Materials provided:
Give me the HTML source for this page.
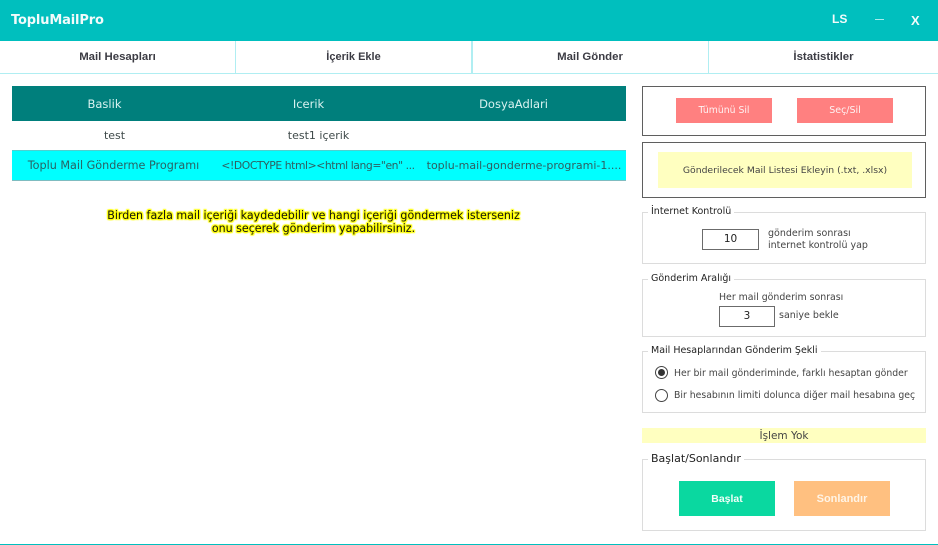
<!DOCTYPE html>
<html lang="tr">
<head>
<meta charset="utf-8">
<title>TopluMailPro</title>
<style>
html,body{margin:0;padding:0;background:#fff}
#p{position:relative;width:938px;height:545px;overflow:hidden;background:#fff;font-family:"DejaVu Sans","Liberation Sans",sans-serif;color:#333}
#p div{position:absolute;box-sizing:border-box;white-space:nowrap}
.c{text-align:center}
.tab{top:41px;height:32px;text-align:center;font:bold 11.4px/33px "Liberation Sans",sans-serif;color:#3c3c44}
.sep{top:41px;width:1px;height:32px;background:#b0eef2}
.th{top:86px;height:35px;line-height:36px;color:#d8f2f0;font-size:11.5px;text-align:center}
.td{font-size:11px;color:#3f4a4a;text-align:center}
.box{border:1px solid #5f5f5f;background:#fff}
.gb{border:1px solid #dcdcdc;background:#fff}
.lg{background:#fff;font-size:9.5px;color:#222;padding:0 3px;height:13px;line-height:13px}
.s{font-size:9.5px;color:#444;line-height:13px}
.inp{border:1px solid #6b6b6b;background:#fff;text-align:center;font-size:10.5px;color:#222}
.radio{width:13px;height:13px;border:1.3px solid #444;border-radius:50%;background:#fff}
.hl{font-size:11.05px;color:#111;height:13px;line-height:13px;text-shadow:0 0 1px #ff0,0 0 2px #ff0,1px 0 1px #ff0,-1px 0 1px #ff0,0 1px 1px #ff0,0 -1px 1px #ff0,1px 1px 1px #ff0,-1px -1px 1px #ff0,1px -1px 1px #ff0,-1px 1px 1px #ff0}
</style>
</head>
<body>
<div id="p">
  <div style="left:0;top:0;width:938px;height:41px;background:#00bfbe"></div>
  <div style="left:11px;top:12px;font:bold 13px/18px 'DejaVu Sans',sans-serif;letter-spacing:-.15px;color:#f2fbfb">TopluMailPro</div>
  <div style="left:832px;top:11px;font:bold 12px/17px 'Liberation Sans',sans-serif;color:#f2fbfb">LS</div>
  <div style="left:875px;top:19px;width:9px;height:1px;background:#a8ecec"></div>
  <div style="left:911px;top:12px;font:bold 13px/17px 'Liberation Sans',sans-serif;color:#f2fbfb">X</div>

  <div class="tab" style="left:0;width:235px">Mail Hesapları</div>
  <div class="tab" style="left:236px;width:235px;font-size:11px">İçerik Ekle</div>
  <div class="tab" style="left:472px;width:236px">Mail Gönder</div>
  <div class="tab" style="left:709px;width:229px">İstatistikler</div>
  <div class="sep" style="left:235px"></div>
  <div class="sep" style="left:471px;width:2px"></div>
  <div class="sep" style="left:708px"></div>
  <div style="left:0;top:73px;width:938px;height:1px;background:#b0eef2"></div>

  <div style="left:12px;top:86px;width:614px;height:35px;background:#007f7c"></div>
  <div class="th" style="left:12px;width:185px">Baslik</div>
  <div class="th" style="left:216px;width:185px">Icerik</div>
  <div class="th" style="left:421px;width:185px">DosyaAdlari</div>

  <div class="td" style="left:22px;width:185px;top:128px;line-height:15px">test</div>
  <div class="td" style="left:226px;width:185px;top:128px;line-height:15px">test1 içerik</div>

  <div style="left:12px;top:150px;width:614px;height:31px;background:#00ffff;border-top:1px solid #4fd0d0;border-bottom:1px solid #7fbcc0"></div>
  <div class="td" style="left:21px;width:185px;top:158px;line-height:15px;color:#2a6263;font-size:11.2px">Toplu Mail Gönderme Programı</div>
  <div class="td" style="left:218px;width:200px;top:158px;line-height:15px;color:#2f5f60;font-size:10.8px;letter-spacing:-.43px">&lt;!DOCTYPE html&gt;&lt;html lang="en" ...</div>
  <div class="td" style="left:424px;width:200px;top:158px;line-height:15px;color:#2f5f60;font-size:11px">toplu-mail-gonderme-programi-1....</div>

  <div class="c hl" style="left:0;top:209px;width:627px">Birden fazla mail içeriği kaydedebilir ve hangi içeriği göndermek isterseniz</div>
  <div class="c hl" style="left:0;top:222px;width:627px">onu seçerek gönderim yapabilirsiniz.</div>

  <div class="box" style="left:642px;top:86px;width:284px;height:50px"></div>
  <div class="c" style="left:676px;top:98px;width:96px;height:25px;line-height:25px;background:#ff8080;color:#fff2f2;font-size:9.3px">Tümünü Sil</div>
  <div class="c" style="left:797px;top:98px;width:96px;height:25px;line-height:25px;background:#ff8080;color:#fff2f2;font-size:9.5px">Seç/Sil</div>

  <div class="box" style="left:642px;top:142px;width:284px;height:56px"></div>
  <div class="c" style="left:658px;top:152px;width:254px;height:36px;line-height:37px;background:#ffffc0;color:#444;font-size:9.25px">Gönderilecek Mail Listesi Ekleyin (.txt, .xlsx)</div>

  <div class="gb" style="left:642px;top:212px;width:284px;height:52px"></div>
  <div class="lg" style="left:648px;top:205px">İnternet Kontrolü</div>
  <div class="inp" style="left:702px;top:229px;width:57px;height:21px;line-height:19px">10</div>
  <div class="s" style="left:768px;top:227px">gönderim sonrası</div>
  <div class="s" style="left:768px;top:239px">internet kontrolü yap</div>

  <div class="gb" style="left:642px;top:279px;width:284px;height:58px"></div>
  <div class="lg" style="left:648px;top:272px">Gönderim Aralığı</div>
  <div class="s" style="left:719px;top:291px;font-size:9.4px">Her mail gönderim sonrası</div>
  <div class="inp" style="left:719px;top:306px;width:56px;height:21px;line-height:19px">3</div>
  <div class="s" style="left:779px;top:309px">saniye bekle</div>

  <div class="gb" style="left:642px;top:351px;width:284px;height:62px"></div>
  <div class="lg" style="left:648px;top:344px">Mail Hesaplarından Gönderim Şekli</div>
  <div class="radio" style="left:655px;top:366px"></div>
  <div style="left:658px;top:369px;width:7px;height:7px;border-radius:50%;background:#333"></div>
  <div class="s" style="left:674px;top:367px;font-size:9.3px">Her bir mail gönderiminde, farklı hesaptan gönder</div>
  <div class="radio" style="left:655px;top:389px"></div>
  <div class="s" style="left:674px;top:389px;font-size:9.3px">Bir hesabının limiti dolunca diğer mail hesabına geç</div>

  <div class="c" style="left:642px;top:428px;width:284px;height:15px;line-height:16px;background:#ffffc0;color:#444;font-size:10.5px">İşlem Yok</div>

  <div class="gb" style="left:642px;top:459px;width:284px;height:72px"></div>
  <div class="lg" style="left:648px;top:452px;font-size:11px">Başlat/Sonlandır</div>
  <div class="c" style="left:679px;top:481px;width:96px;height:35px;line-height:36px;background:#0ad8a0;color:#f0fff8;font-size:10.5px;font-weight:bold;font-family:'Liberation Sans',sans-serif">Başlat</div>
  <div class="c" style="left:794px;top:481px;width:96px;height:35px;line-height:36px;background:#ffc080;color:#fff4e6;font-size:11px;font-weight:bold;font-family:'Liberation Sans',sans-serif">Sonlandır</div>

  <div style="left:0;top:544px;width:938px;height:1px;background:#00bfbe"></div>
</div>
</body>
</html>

---

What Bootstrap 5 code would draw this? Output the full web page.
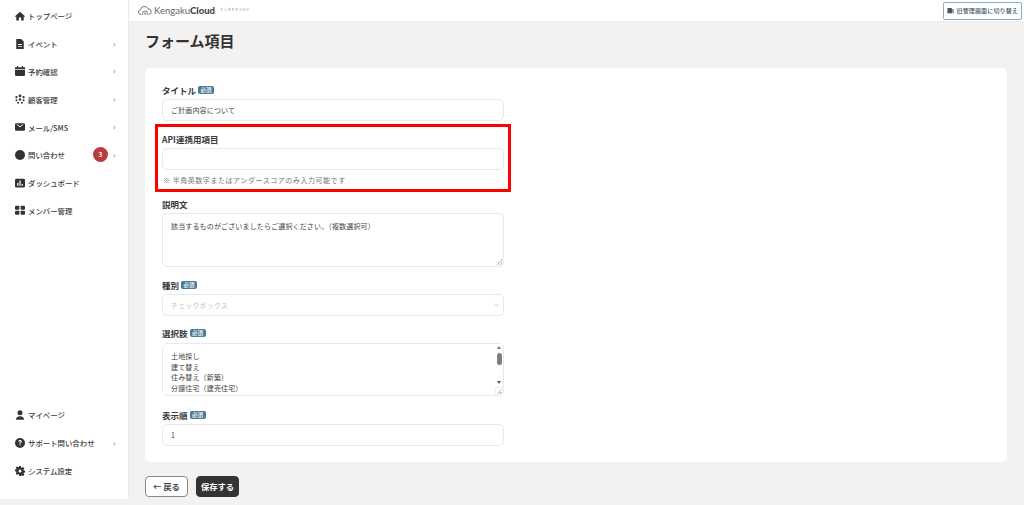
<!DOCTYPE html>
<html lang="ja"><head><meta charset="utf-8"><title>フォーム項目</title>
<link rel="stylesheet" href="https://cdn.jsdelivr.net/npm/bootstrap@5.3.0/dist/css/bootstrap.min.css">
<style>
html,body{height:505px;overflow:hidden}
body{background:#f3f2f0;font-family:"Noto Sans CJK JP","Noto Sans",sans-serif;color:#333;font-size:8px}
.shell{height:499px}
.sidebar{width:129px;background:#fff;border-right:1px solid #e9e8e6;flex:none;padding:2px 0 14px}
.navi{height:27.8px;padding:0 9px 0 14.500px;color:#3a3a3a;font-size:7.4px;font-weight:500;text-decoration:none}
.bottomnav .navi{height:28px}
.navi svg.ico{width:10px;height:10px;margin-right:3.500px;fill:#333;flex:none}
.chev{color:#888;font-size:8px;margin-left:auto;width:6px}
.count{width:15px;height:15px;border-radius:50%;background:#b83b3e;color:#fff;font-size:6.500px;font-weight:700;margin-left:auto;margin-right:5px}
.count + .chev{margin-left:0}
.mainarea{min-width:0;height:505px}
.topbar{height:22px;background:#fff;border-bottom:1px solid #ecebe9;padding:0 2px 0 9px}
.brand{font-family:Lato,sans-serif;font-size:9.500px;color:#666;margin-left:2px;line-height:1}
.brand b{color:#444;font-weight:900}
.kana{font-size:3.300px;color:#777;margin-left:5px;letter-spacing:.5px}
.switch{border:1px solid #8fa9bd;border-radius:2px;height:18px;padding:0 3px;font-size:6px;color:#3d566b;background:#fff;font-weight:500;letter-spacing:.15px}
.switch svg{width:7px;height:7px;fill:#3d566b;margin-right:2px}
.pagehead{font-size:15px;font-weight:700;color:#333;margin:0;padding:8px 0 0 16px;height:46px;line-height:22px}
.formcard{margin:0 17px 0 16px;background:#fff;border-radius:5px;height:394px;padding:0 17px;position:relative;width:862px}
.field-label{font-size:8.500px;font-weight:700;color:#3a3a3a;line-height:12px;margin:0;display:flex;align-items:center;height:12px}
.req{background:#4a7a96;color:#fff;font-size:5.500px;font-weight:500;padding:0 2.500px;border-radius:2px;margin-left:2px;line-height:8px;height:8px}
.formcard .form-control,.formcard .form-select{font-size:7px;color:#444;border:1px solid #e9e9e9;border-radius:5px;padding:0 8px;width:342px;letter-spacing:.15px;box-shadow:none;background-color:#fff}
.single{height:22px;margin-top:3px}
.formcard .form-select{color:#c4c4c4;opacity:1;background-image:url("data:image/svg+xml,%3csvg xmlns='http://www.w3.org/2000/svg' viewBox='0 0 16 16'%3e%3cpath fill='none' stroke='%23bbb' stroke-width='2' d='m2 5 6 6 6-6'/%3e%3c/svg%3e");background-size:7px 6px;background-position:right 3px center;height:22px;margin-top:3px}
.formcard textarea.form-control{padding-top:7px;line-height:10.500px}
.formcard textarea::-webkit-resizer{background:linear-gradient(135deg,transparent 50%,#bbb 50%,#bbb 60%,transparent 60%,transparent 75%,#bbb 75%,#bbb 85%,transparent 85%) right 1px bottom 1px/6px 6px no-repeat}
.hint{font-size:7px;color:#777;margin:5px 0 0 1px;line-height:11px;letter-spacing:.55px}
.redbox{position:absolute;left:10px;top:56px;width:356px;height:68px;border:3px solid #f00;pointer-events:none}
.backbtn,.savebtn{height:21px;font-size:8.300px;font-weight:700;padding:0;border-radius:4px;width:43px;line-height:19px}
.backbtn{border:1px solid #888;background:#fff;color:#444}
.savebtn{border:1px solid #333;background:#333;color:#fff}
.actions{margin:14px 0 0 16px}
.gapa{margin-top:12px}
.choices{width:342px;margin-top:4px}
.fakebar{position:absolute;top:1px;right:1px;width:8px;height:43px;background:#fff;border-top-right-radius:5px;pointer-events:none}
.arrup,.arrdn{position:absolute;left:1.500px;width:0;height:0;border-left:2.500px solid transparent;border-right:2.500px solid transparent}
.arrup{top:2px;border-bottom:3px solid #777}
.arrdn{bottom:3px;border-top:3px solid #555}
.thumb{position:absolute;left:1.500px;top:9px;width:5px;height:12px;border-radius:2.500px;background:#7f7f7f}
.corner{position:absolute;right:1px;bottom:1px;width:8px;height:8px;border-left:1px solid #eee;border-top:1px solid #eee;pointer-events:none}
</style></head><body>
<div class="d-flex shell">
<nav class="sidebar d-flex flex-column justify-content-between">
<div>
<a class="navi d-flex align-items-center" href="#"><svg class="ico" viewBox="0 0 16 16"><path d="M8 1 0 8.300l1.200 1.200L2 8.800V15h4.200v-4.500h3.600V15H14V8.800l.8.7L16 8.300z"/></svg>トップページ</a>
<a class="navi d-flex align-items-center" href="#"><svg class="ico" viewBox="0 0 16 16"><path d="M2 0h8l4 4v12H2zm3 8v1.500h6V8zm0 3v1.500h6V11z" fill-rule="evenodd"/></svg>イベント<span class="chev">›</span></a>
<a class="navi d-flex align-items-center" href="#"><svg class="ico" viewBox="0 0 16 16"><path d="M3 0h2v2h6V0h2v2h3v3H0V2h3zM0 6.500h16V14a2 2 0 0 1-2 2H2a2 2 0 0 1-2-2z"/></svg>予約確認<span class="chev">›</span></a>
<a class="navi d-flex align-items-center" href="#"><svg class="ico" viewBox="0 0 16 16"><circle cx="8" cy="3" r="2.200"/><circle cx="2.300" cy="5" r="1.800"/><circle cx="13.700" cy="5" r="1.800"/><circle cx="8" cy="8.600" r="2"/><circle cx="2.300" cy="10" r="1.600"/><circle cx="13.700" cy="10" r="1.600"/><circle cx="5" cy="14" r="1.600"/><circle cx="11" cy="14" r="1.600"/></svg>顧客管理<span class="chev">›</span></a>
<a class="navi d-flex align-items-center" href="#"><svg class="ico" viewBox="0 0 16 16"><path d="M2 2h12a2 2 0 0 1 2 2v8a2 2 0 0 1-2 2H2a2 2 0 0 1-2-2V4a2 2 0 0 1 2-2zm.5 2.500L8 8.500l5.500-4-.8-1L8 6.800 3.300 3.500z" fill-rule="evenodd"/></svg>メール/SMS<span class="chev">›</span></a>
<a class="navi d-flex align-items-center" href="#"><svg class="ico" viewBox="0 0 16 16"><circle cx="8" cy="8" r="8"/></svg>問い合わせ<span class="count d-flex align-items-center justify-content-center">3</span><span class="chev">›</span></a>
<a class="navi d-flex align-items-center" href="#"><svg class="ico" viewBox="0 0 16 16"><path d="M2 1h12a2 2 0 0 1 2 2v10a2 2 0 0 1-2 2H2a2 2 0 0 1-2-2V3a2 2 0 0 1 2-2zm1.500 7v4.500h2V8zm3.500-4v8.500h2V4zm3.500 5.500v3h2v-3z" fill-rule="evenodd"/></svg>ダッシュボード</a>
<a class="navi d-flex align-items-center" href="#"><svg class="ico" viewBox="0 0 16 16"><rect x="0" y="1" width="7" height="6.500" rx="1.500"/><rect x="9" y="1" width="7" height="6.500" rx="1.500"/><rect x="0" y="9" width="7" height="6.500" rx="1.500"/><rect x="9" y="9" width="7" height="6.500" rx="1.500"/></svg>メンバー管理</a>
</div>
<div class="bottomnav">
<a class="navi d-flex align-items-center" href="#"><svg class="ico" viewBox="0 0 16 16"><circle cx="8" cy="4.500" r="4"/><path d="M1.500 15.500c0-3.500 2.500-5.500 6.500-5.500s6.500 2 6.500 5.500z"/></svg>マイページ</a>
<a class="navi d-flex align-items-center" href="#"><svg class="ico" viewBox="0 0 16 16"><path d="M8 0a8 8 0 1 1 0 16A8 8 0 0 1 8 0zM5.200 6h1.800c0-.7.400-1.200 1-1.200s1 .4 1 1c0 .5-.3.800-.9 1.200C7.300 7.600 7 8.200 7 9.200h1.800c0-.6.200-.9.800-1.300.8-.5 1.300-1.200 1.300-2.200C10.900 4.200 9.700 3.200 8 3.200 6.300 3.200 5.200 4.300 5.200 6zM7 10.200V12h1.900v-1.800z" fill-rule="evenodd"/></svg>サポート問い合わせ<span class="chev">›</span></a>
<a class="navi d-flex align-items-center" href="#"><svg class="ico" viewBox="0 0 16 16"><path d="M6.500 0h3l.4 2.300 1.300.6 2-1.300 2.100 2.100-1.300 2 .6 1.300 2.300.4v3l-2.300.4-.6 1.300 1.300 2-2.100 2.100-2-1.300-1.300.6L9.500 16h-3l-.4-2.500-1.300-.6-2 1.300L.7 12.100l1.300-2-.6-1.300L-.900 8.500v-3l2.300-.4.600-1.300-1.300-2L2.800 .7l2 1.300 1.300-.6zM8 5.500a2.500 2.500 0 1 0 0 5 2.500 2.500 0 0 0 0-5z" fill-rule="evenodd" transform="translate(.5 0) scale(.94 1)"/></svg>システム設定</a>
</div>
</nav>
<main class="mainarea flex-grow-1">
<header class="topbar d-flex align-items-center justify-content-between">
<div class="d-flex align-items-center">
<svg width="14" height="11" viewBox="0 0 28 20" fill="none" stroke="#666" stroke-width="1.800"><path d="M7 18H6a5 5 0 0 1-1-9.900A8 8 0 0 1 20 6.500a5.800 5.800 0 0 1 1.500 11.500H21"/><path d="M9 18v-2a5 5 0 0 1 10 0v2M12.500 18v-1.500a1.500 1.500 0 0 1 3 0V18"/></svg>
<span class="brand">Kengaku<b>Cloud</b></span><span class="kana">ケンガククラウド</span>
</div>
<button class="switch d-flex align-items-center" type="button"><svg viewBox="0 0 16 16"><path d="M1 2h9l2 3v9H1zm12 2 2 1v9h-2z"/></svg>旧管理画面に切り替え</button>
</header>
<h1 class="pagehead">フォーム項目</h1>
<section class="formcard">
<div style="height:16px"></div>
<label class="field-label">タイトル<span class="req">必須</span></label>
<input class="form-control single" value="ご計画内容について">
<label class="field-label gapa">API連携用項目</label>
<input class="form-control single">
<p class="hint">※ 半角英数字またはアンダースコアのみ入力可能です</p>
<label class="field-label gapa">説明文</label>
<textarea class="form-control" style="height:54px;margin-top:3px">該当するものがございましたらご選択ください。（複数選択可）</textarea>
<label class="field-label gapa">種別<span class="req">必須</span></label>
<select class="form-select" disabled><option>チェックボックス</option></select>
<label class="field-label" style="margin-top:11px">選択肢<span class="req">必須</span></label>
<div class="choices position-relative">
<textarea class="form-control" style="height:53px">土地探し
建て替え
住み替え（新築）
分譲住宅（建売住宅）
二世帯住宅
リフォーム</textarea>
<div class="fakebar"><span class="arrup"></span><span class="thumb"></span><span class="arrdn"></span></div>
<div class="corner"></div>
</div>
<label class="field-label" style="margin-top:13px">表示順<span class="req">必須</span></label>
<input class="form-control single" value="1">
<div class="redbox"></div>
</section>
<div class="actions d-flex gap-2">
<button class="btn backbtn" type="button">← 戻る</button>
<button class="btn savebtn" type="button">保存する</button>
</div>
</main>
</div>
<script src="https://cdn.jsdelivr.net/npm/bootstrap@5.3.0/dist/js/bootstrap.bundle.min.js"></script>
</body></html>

Task prompt: Find the lines with the string "this" and reproduce them.

Reply:
Give me the HTML source for this page.
What Bootstrap 5 code would draw this? Output the full web page.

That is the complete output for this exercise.